● **Exercise details**
Repeat exactly the lines running from the first line of the data to the line containing "import React from", both ends included, and nothing else; drop the pictures.

-*-*-

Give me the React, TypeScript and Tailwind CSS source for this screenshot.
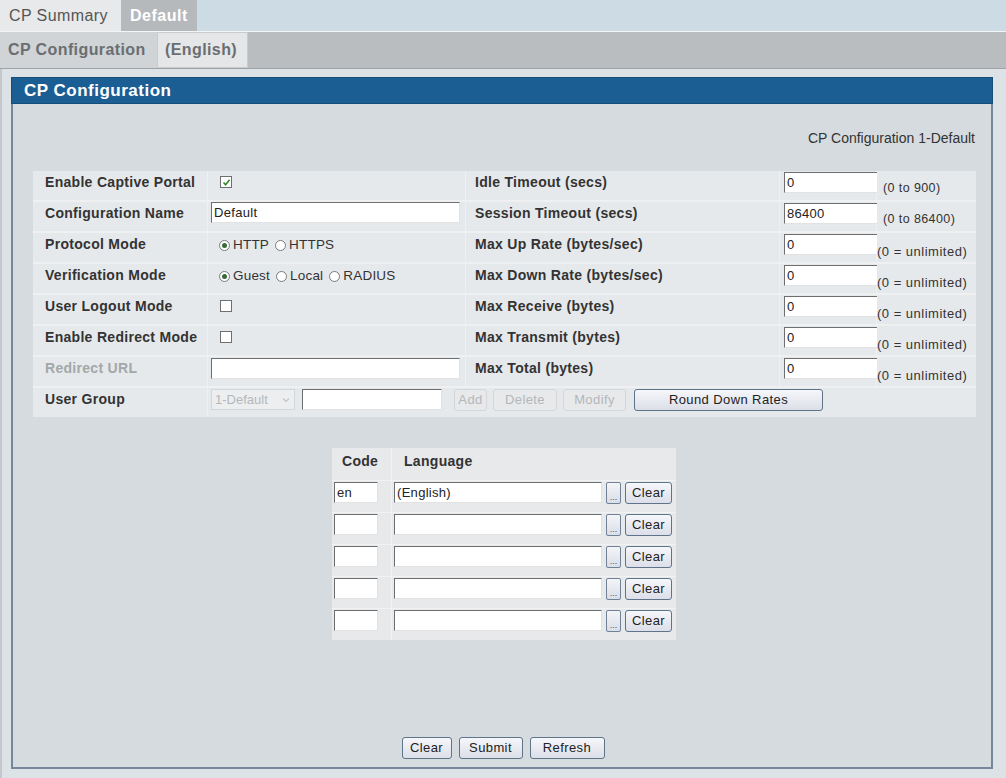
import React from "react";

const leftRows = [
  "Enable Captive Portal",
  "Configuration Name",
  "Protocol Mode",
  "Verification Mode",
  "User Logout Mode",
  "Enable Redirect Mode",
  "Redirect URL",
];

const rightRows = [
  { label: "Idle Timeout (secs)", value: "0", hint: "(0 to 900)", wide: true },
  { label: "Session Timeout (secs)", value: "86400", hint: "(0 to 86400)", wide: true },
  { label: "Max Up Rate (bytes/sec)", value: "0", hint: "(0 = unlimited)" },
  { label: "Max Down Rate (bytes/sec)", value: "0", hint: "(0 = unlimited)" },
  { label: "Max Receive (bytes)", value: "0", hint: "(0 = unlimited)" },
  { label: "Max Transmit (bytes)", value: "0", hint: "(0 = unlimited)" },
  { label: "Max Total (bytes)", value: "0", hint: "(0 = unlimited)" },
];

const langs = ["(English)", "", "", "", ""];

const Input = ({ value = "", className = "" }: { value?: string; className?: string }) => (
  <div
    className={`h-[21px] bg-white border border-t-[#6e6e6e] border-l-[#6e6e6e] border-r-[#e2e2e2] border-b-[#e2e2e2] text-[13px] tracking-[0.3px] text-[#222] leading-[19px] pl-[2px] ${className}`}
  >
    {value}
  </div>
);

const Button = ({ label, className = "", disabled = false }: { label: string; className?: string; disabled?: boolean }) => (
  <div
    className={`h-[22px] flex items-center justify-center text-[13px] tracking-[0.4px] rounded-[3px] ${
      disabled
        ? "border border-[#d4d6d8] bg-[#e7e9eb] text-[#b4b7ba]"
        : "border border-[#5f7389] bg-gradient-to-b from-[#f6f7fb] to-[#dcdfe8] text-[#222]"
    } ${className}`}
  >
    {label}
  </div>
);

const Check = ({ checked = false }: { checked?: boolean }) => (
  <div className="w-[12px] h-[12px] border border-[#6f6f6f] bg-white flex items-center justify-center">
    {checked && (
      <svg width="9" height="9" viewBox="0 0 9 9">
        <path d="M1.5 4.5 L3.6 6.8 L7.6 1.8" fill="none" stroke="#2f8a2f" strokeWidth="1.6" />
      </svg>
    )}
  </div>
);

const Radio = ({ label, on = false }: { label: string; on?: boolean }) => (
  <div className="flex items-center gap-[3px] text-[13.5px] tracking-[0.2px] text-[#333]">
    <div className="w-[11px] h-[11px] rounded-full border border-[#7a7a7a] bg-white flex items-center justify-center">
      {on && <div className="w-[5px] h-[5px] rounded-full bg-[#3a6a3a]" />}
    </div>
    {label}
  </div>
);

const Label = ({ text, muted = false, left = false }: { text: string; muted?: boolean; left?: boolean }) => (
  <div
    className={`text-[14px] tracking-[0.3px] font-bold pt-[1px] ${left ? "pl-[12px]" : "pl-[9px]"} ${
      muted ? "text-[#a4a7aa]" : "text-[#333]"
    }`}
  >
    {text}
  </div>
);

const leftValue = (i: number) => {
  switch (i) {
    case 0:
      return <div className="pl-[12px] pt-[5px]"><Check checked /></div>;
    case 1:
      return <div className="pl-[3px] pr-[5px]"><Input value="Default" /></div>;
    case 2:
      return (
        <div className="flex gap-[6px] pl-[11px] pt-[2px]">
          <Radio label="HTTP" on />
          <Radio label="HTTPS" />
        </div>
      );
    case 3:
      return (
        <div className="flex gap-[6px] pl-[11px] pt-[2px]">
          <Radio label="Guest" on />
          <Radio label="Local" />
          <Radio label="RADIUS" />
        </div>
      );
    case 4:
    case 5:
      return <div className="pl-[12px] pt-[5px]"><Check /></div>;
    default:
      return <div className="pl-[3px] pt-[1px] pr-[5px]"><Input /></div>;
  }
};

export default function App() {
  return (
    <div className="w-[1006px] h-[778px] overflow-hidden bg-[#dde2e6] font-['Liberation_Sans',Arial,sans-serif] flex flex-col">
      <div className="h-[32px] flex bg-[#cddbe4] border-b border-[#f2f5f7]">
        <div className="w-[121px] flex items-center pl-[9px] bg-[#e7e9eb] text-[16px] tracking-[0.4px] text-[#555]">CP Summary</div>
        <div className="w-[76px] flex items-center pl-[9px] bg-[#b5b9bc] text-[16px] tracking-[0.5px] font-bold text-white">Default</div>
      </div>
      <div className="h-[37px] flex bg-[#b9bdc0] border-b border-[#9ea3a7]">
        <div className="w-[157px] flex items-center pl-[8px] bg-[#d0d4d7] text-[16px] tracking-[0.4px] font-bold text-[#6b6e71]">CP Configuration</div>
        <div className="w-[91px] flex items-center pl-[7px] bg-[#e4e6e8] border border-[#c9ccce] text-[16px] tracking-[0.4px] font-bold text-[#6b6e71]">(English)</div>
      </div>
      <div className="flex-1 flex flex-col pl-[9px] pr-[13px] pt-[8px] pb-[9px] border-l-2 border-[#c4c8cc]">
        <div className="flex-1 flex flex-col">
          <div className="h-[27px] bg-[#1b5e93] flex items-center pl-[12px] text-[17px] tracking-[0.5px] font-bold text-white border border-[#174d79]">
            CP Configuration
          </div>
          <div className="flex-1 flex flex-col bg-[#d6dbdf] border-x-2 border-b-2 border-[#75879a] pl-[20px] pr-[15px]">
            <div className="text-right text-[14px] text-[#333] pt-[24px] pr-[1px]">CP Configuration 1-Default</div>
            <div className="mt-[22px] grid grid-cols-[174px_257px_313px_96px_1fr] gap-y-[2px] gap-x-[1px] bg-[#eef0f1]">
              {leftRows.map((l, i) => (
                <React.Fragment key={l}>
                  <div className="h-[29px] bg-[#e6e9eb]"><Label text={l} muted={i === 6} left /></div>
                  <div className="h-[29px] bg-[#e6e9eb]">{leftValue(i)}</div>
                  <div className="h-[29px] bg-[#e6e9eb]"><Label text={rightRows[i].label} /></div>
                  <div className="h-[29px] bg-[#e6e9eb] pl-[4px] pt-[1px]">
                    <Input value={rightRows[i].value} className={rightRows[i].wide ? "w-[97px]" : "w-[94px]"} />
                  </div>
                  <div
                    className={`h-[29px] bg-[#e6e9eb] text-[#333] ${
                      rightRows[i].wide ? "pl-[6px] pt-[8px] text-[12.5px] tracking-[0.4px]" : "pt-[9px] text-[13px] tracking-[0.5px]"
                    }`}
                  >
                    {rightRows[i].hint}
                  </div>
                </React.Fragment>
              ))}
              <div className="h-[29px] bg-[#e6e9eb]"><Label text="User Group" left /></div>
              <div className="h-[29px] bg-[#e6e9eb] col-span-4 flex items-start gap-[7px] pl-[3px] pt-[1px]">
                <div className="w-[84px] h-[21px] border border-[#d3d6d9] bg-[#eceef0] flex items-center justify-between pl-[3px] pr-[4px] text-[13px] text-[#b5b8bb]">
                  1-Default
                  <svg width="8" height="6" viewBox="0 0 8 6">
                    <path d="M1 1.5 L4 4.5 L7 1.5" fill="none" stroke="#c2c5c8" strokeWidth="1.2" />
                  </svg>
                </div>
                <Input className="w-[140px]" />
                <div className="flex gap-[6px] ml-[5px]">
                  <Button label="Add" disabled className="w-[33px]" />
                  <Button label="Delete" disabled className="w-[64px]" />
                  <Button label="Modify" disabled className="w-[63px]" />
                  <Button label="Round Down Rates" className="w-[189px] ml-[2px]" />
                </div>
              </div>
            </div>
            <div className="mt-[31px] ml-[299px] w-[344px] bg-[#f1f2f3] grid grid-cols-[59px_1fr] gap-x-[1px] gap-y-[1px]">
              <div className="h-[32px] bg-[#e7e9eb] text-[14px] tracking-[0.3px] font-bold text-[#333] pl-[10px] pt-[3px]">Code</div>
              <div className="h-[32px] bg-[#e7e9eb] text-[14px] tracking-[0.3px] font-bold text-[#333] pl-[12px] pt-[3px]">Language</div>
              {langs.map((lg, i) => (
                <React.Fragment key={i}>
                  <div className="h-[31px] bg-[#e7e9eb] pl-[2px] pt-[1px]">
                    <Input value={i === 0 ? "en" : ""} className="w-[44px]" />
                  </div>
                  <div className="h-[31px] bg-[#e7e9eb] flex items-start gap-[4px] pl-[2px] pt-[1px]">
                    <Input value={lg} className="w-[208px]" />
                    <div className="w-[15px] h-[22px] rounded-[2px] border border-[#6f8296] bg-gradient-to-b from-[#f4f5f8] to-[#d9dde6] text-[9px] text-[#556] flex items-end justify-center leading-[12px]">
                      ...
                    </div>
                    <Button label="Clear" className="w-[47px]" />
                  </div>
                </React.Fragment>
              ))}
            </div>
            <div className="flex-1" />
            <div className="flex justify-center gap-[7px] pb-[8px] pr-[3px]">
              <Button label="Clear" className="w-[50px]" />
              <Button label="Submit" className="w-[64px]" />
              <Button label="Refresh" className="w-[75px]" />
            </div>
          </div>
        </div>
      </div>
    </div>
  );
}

-*-*-

● **Result of this exercise**
Give me the React, TypeScript and Tailwind CSS source for this screenshot.
import React from "react";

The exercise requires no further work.